Today, they are falling over each other to say that they do not like the way the president has handled things, that they were misled about weapons of mass destruction, there was insufficient planning to deal with the aftermath and so on.

Howard Dean, the diminutive and feisty former governor of Vermont was always opposed to the war and thus occupies the moral high ground almost alone. But he also comes from a famously liberal state that is to America what nouvelle cuisine is to McDonalds.

No, the man who can challenge President Bush on matters of security and war is a candidate so perfect the Democrats would have to invent him if he did not exist. Retired General Wesley Clark - Wes to his friends.

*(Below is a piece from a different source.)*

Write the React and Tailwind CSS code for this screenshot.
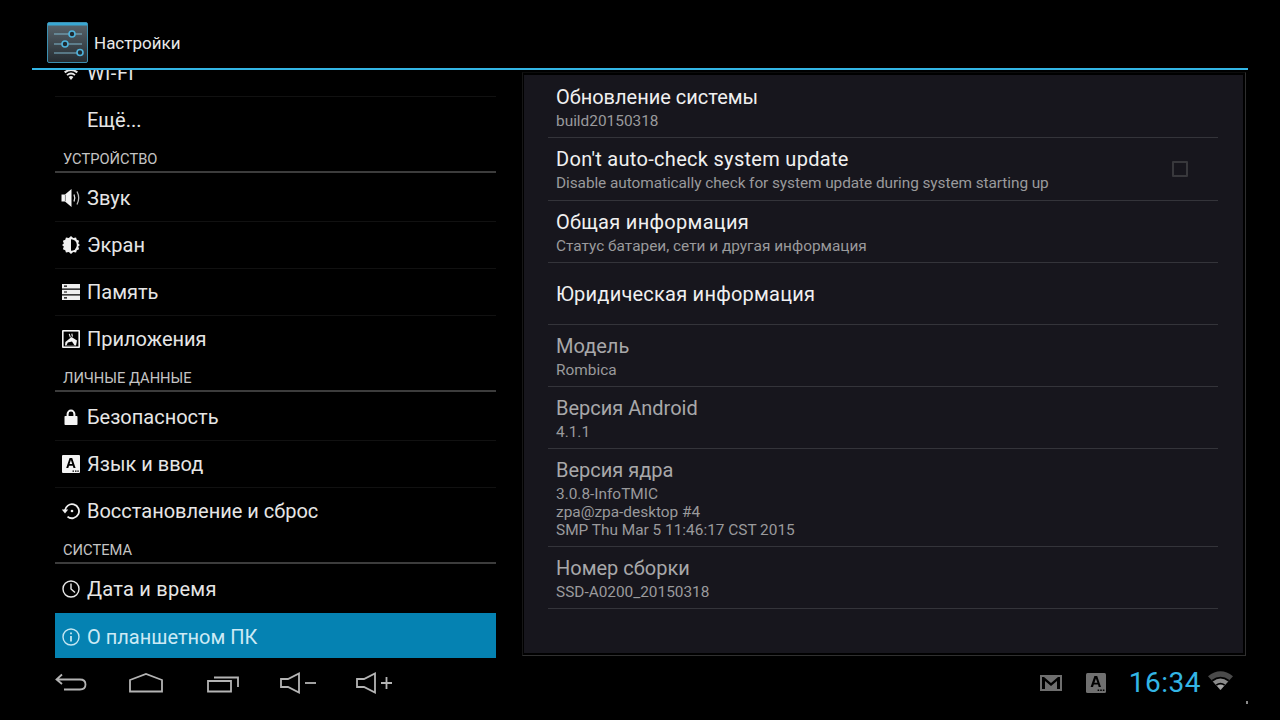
function Wifi({ className }) {
  return (
    <svg viewBox="0 0 25 19" className={className}>
      <path d="M12.5 19 L0 5.2 Q12.5 -4.5 25 5.2 L12.5 19 Z" fill="#4a4a4a" />
      <path d="M12.5 19 L3.6 9 Q12.5 2.4 21.4 9 Z" fill="#000" />
      <path d="M12.5 19 L4.8 10.4 Q12.5 4.6 20.2 10.4 Z" fill="#8a8a8a" />
      <path d="M12.5 19 L7.8 13.6 Q12.5 10 17.2 13.6 Z" fill="#000" />
      <path d="M12.5 19 L8.8 14.8 Q12.5 12 16.2 14.8 Z" fill="#a4a4a4" />
    </svg>
  );
}

const icons = {
  wifi: (
    <svg viewBox="0 0 18 14" className="w-[18px] h-[14px]" fill="#e8e8e8">
      <path d="M9 14 L6.6 11 Q9 9.2 11.4 11 Z" />
      <path d="M5.6 9.8 Q9 7.2 12.4 9.8 L13.6 8.4 Q9 4.8 4.4 8.4 Z" />
      <path d="M3.4 7.2 Q9 3 14.6 7.2 L16 5.6 Q9 0.4 2 5.6 Z" />
    </svg>
  ),
  sound: (
    <svg viewBox="0 0 20 20" className="w-5 h-5" fill="none">
      <path d="M0.5 6.5 H4 L10.5 1 V19 L4 13.5 H0.5 Z" fill="#f4f4f4" />
      <path d="M4.4 6.8 V13.2" stroke="#555" strokeWidth="0.7" />
      <path d="M13 6.5 Q14.6 10 13 13.5" stroke="#e0e0e0" strokeWidth="1.3" />
      <path d="M16 3.5 Q19.4 10 16 16.5" stroke="#b8b8b8" strokeWidth="1.3" />
    </svg>
  ),
  screen: (
    <svg viewBox="0 0 20 20" className="w-[18px] h-[18px]">
      <path fill="#f0f0f0" d="M10 0 L12.4 2.2 L15.6 1.6 L16.4 4.2 L19 5.4 L18 8.2 L20 10 L18 11.8 L19 14.6 L16.4 15.8 L15.6 18.4 L12.4 17.8 L10 20 L7.6 17.8 L4.4 18.4 L3.6 15.8 L1 14.6 L2 11.8 L0 10 L2 8.2 L1 5.4 L3.6 4.2 L4.4 1.6 L7.6 2.2 Z" />
      <path fill="#000" d="M10 3.5 A6.5 6.5 0 0 1 10 16.5 Z" />
    </svg>
  ),
  storage: (
    <svg viewBox="0 0 18 16" className="w-[18px] h-4" fill="#f0f0f0">
      <path fillRule="evenodd" d="M0 0 H18 V4.4 H0 Z M2 1.6 V2.8 H5 V1.6 Z" />
      <path fillRule="evenodd" d="M0 5.8 H18 V10.2 H0 Z M2 7.4 V8.6 H5 V7.4 Z" />
      <path fillRule="evenodd" d="M0 11.6 H18 V16 H0 Z M2 13.2 V14.4 H5 V13.2 Z" />
    </svg>
  ),
  apps: (
    <svg viewBox="0 0 18 18" className="w-[18px] h-[18px]">
      <rect width="18" height="18" rx="1" fill="#f4f4f4" />
      <rect x="1.6" y="1.6" width="14.8" height="14.8" fill="#000" />
      <path d="M3 15.5 L3.4 12 L9.5 7 L15 10.5 L14 15.5 Z" fill="#f4f4f4" />
      <path d="M4.5 15.5 L5.8 12.6 L10 11.4 L12.6 15.5 Z" fill="#000" />
      <path d="M7.2 3.8 L8.4 7.4 M9.8 3.6 L10.4 6.6" stroke="#f4f4f4" strokeWidth="1.1" />
    </svg>
  ),
  lock: (
    <svg viewBox="0 0 14 16" className="w-[14px] h-4" fill="none">
      <path d="M3.6 8 V5 A3.4 3.4 0 0 1 10.4 5 V8" stroke="#f4f4f4" strokeWidth="2" />
      <rect x="0.5" y="7" width="13" height="9" rx="0.8" fill="#f4f4f4" />
    </svg>
  ),
  lang: (
    <svg viewBox="0 0 18 18" className="w-[18px] h-[18px]">
      <rect width="18" height="18" rx="1" fill="#f4f4f4" />
      <path d="M7.6 3 H10.2 L13.6 13 H11.5 L10.8 10.8 H7 L6.3 13 H4.2 Z M7.6 9 H10.2 L8.9 5 Z" fill="#000" fillRule="evenodd" />
      <path d="M10.5 15.6 h1.5 v1.2 h-1.5 Z M13 15.6 h1.5 v1.2 h-1.5 Z M15.3 15.6 h1.5 v1.2 h-1.5 Z" fill="#000" />
    </svg>
  ),
  restore: (
    <svg viewBox="0 0 20 18" className="w-5 h-[18px]" fill="none" stroke="#f0f0f0" strokeWidth="1.8">
      <path d="M4 9 A7 7 0 1 1 6.5 14.6" />
      <path d="M0.8 7.6 H7.2 L4 11.4 Z" fill="#f0f0f0" stroke="none" />
      <circle cx="11" cy="9" r="1.3" fill="#f0f0f0" stroke="none" />
    </svg>
  ),
  clock: (
    <svg viewBox="0 0 18 18" className="w-[18px] h-[18px]" fill="none" stroke="#e8e8e8" strokeWidth="1.4">
      <circle cx="9" cy="9" r="8" />
      <path d="M9 3.5 V9 L13 12.5" />
    </svg>
  ),
  info: (
    <svg viewBox="0 0 18 18" className="w-[18px] h-[18px]" fill="none" stroke="#c4e6f2" strokeWidth="1.4">
      <circle cx="9" cy="9" r="8" />
      <path d="M9 8 V13.5" strokeWidth="1.8" />
      <path d="M9 4.4 V6.2" strokeWidth="1.8" />
    </svg>
  ),
};

function NavItem({ icon, label, selected, top, plain, tracking = "" }) {
  return (
    <div
      className={`flex items-center shrink-0 border-b ${
        selected ? "h-[45px] bg-[#0582b2] border-transparent text-[#cdeaf5] pt-[3px]" : "h-[47px] text-[#e6e6e6]"
      } ${plain ? "border-transparent" : selected ? "" : "border-[#111111]"} ${top ? "mt-[-20px]" : ""}`}
    >
      <div className="w-[32px] flex justify-center shrink-0">{icon}</div>
      <span className={`text-[20px] leading-none ${tracking}`}>{label}</span>
    </div>
  );
}

function Header({ children }) {
  return (
    <div className="h-[29px] shrink-0 flex items-center border-b-2 border-[#3c3c3c] mb-[2px] pt-[3px] pl-2 text-[14.7px] text-[#c4c4c4]">
      {children}
    </div>
  );
}

function Row({ title, sub, dim, h, checkbox, tt = "", st = "", pad = "pt-[1px]" }) {
  return (
    <div className={`relative flex flex-col justify-center border-b border-[#34343a] px-2 shrink-0 ${h} ${pad}`}>
      <div className={`text-[20px] leading-[26px] ${sub ? "mb-[2px]" : ""} ${tt} ${dim ? "text-[#a8a8aa]" : "text-[#f0f0f0]"}`}>{title}</div>
      {sub && (
        <div className={`text-[15.4px] leading-[18.3px] text-[#9a9a9c] ${st}`}>
          {sub.map((s) => (
            <div key={s}>{s}</div>
          ))}
        </div>
      )}
      {checkbox && (
        <div className="absolute right-[30px] top-[23px] w-[16px] h-[16px] border-2 border-[#38383c] rounded-[1px]" />
      )}
    </div>
  );
}

export default function App() {
  return (
    <div className="relative w-[1280px] h-[720px] bg-black overflow-hidden flex flex-col" style={{ fontFamily: "Roboto, 'Noto Sans', sans-serif" }}>
      <div className="h-[70px] shrink-0 px-[32px]">
        <div className="h-[70px] border-b-2 border-[#33b5e5] flex items-center pl-[15px] pt-[17px]">
          <svg viewBox="0 0 41 41" className="w-[41px] h-[41px] shrink-0">
            <defs>
              <linearGradient id="sg" x1="0" y1="0" x2="0" y2="1">
                <stop offset="0" stopColor="#5a666e" />
                <stop offset="1" stopColor="#252c31" />
              </linearGradient>
            </defs>
            <rect x="0.5" y="0.5" width="40" height="40" rx="1.5" fill="url(#sg)" stroke="#3d8fb0" />
            <rect x="1" y="1" width="39" height="2.5" fill="#39a8d4" />
            <path d="M7 12 H35 M7 22 H35 M7 31 H35" stroke="#7fb6cc" strokeWidth="1.2" />
            <circle cx="25" cy="12" r="3" fill="#1f2a30" stroke="#4fb3dc" strokeWidth="1.6" />
            <circle cx="18" cy="22" r="3" fill="#1f2a30" stroke="#4fb3dc" strokeWidth="1.6" />
            <circle cx="33" cy="30.5" r="3" fill="#1f2a30" stroke="#4fb3dc" strokeWidth="1.6" />
          </svg>
          <span className="ml-[6px] mt-[2px] text-[17px] text-[#e8e8e8]">Настройки</span>
        </div>
      </div>

      <div className="flex-1 min-h-0 flex pl-[55px]">
        <div className="w-[441px] shrink-0 h-[588px] flex flex-col overflow-hidden">
          <NavItem top icon={icons.wifi} label="Wi-Fi" tracking="tracking-[0.6px]" />
          <NavItem plain icon={<span />} label="Ещё..." />
          <Header>УСТРОЙСТВО</Header>
          <NavItem icon={icons.sound} label="Звук" />
          <NavItem icon={icons.screen} label="Экран" />
          <NavItem icon={icons.storage} label="Память" />
          <NavItem plain icon={icons.apps} label="Приложения" />
          <Header>ЛИЧНЫЕ ДАННЫЕ</Header>
          <NavItem icon={icons.lock} label="Безопасность" />
          <NavItem icon={icons.lang} label="Язык и ввод" />
          <NavItem plain icon={icons.restore} label="Восстановление и сброс" />
          <Header>СИСТЕМА</Header>
          <NavItem plain icon={icons.clock} label="Дата и время" tracking="tracking-[0.25px]" />
          <NavItem selected icon={icons.info} label="О планшетном ПК" />
        </div>

        <div className="ml-[26px] mt-[2px] w-[724px] h-[584px] border border-t-[#0c0c0c] border-l-[#161616] border-r-[#2f2f2f] border-b-[#2f2f2f] pl-[1px] pr-[2px] pt-[2px] pb-[2px]">
          <div className="h-full bg-[#17161d] pt-[1px] pl-[24px] pr-[25px] flex flex-col">
            <Row h="h-[62px]" title="Обновление системы" sub={["build20150318"]} />
            <Row h="h-[63px]" pad="" tt="tracking-[0.3px]" st="tracking-[-0.07px]" title="Don't auto-check system update" sub={["Disable automatically check for system update during system starting up"]} checkbox />
            <Row h="h-[62px]" tt="tracking-[0.3px]" title="Общая информация" sub={["Статус батареи, сети и другая информация"]} />
            <Row h="h-[62px]" pad="" tt="tracking-[0.23px]" title="Юридическая информация" />
            <Row h="h-[62px]" dim title="Модель" sub={["Rombica"]} />
            <Row h="h-[62px]" dim title="Версия Android" sub={["4.1.1"]} />
            <Row h="h-[98px]" dim title="Версия ядра" sub={["3.0.8-InfoTMIC", "zpa@zpa-desktop #4", "SMP Thu Mar 5 11:46:17 CST 2015"]} />
            <Row h="h-[62px]" dim title="Номер сборки" sub={["SSD-A0200_20150318"]} />
          </div>
        </div>
      </div>

      <div className="h-[62px] shrink-0 flex items-center pl-[55px] pb-[13px]">
        <svg viewBox="0 0 32 24" className="w-[32px] h-[24px]" fill="none" stroke="#b4b4b4" strokeWidth="1.8">
          <path d="M7 3.5 L1.5 8.5 L7 13 M1.5 8.5 H25 Q30.5 8.5 30.5 13.5 Q30.5 18.5 25 18.5 H9" />
        </svg>
        <svg viewBox="0 0 34 20" className="w-[34px] h-[20px] ml-[42px]" fill="none" stroke="#b4b4b4" strokeWidth="1.8">
          <path d="M1 7 L17 1 L33 7 V18.5 H1 Z" />
        </svg>
        <svg viewBox="0 0 34 20" className="w-[34px] h-[20px] ml-[44px]" fill="none" stroke="#b4b4b4" strokeWidth="1.8">
          <path d="M1 8 H24 V18.5 H1 Z" />
          <path d="M7 4.5 H31 V14" />
        </svg>
        <svg viewBox="0 0 38 22" className="w-[38px] h-[22px] ml-[39px]" fill="none" stroke="#b4b4b4" strokeWidth="1.8">
          <path d="M1 7 H8 L19 1.5 V20.5 L8 15 H1 Z" />
          <path d="M25 11 H36" />
        </svg>
        <svg viewBox="0 0 38 22" className="w-[38px] h-[22px] ml-[38px]" fill="none" stroke="#b4b4b4" strokeWidth="1.8">
          <path d="M1 7 H8 L19 1.5 V20.5 L8 15 H1 Z" />
          <path d="M25 11 H36 M30.5 5 V17" />
        </svg>
        <div className="ml-auto flex items-center">
          <svg viewBox="0 0 22 16" className="w-[22px] h-4">
            <path fillRule="evenodd" fill="#6e6e6e" d="M0 0 H22 V16 H0 Z M2 2 V14 H5 V6 L11 11 L17 6 V14 H20 V2 H18 L11 8 L4 2 Z" />
          </svg>
          <svg viewBox="0 0 20 20" className="w-5 h-5 ml-[24px]">
            <rect width="20" height="20" rx="1.5" fill="#707070" />
            <path d="M8.4 3 H11.2 L15 14 H12.7 L12 11.6 H7.8 L7 14 H4.6 Z M8.4 9.8 H11.4 L9.9 5.4 Z" fill="#000" fillRule="evenodd" />
            <path d="M11.6 16.5 h1.6 v1.4 h-1.6 Z M14.2 16.5 h1.6 v1.4 h-1.6 Z M16.8 16.5 h1.6 v1.4 h-1.6 Z" fill="#000" />
          </svg>
          <span className="ml-[23px] text-[28px] leading-none text-[#33b5e5] tracking-[0.5px]">16:34</span>
          <Wifi className="w-[25px] h-[19px] ml-[7px] mr-[47px] mb-[4px]" />
        </div>
      </div>
      <div className="absolute left-[1246px] top-[701px] w-[2px] h-[3px] bg-[#8a8a8a]" />
    </div>
  );
}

Handsome, fit, straight, good father, loyal husband, four-star General, wounded and decorated in Vietnam, a Rhodes scholar who never even rolled a joint let alone inhale one, a soldier who also taught economics at West Point.

And what is more, like three of the last Democratic presidents, he is a southerner, from Little Rock, Arkansas, home of the Clinton clan who have endorsed him with friends and money.

Long way to go

Now he does worry the Bush camp. But Mr Clark, whom I met when he announced his candidacy, is also famously thin-skinned. More used to giving orders, or receiving them, than to pleading, charming, begging schmoozing - doing all those demeaning things which politicians need to do to get elected.

Mr Clark is so tightly coiled that I thought I might get an electric shock if I moved too close. On paper he may be perfect, but as George W himself might say, don't underestimate charm.

If the lousy polls have done one thing to the Bush camp, they have snuffed out the kind of complacency that sent his father into early retirement.